**Work to be completed:** Using the material below, print a verbatim copy of every line from the one containing "Write the HTML code for this interface." through the one containing "</body></html>", inclusive, and omit the pictures.

start

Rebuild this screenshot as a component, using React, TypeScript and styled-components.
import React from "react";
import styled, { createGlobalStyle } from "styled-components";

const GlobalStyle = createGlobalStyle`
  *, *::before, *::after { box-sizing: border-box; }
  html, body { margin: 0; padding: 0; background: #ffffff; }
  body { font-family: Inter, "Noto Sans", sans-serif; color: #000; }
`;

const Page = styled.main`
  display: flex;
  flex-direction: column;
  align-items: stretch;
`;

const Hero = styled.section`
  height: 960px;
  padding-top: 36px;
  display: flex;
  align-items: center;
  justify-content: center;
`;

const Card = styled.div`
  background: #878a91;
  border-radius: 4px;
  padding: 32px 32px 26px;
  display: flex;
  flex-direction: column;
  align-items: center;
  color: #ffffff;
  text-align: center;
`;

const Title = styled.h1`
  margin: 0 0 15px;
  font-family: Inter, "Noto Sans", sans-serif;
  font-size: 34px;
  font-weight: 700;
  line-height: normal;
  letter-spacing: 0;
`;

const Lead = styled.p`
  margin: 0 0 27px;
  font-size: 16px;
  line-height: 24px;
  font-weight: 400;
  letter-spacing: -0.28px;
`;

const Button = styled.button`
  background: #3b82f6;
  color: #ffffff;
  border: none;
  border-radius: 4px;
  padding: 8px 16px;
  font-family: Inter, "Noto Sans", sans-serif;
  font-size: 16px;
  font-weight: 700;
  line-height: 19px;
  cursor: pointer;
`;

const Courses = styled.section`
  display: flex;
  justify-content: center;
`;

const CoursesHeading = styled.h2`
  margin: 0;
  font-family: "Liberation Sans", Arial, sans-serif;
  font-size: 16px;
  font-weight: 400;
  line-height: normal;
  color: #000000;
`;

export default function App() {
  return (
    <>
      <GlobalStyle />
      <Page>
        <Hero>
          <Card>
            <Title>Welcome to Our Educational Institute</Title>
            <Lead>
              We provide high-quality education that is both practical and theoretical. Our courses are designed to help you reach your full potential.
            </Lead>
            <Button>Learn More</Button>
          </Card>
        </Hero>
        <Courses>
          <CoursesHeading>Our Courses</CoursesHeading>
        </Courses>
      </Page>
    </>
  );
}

end
start

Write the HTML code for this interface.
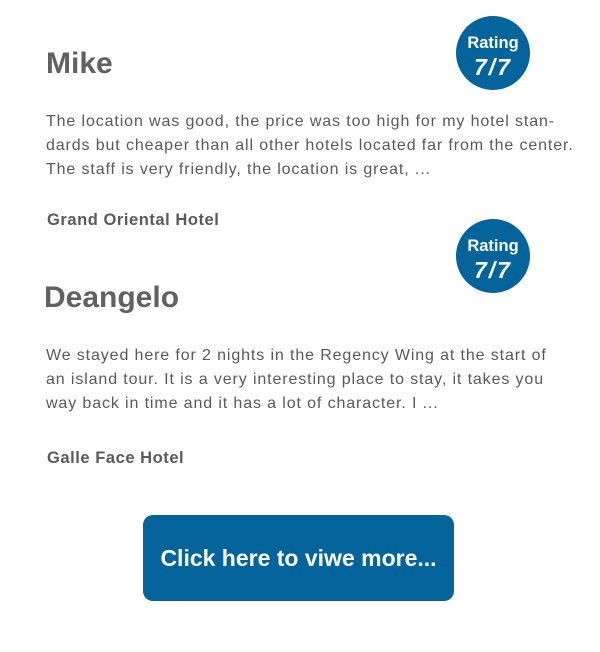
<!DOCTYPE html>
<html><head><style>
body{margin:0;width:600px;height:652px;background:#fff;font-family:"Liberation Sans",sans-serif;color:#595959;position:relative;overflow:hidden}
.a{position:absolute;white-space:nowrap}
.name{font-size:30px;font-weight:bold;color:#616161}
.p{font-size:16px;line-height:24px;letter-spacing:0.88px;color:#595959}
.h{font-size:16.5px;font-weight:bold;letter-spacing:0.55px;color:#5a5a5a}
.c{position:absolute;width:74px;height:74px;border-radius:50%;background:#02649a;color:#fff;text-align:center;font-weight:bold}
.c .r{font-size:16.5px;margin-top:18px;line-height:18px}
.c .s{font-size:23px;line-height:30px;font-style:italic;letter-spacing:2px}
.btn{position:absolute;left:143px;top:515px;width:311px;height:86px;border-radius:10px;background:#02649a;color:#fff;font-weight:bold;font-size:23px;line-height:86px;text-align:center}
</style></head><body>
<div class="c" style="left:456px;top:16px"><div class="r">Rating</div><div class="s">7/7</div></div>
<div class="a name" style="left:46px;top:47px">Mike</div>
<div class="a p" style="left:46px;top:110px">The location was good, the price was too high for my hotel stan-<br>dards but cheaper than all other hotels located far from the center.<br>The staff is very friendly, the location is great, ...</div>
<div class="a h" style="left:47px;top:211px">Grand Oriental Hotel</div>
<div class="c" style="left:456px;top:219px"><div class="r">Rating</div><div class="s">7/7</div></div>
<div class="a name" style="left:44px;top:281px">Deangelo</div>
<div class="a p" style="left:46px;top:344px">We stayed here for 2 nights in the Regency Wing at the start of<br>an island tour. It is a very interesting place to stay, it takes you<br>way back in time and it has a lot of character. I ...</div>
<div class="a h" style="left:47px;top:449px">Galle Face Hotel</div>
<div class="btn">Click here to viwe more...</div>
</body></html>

end

**Finished task:**
Write the HTML code for this interface.
<!DOCTYPE html>
<html><head><style>
body{margin:0;width:600px;height:652px;background:#fff;font-family:"Liberation Sans",sans-serif;color:#595959;position:relative;overflow:hidden}
.a{position:absolute;white-space:nowrap}
.name{font-size:30px;font-weight:bold;color:#616161}
.p{font-size:16px;line-height:24px;letter-spacing:0.88px;color:#595959}
.h{font-size:16.5px;font-weight:bold;letter-spacing:0.55px;color:#5a5a5a}
.c{position:absolute;width:74px;height:74px;border-radius:50%;background:#02649a;color:#fff;text-align:center;font-weight:bold}
.c .r{font-size:16.5px;margin-top:18px;line-height:18px}
.c .s{font-size:23px;line-height:30px;font-style:italic;letter-spacing:2px}
.btn{position:absolute;left:143px;top:515px;width:311px;height:86px;border-radius:10px;background:#02649a;color:#fff;font-weight:bold;font-size:23px;line-height:86px;text-align:center}
</style></head><body>
<div class="c" style="left:456px;top:16px"><div class="r">Rating</div><div class="s">7/7</div></div>
<div class="a name" style="left:46px;top:47px">Mike</div>
<div class="a p" style="left:46px;top:110px">The location was good, the price was too high for my hotel stan-<br>dards but cheaper than all other hotels located far from the center.<br>The staff is very friendly, the location is great, ...</div>
<div class="a h" style="left:47px;top:211px">Grand Oriental Hotel</div>
<div class="c" style="left:456px;top:219px"><div class="r">Rating</div><div class="s">7/7</div></div>
<div class="a name" style="left:44px;top:281px">Deangelo</div>
<div class="a p" style="left:46px;top:344px">We stayed here for 2 nights in the Regency Wing at the start of<br>an island tour. It is a very interesting place to stay, it takes you<br>way back in time and it has a lot of character. I ...</div>
<div class="a h" style="left:47px;top:449px">Galle Face Hotel</div>
<div class="btn">Click here to viwe more...</div>
</body></html>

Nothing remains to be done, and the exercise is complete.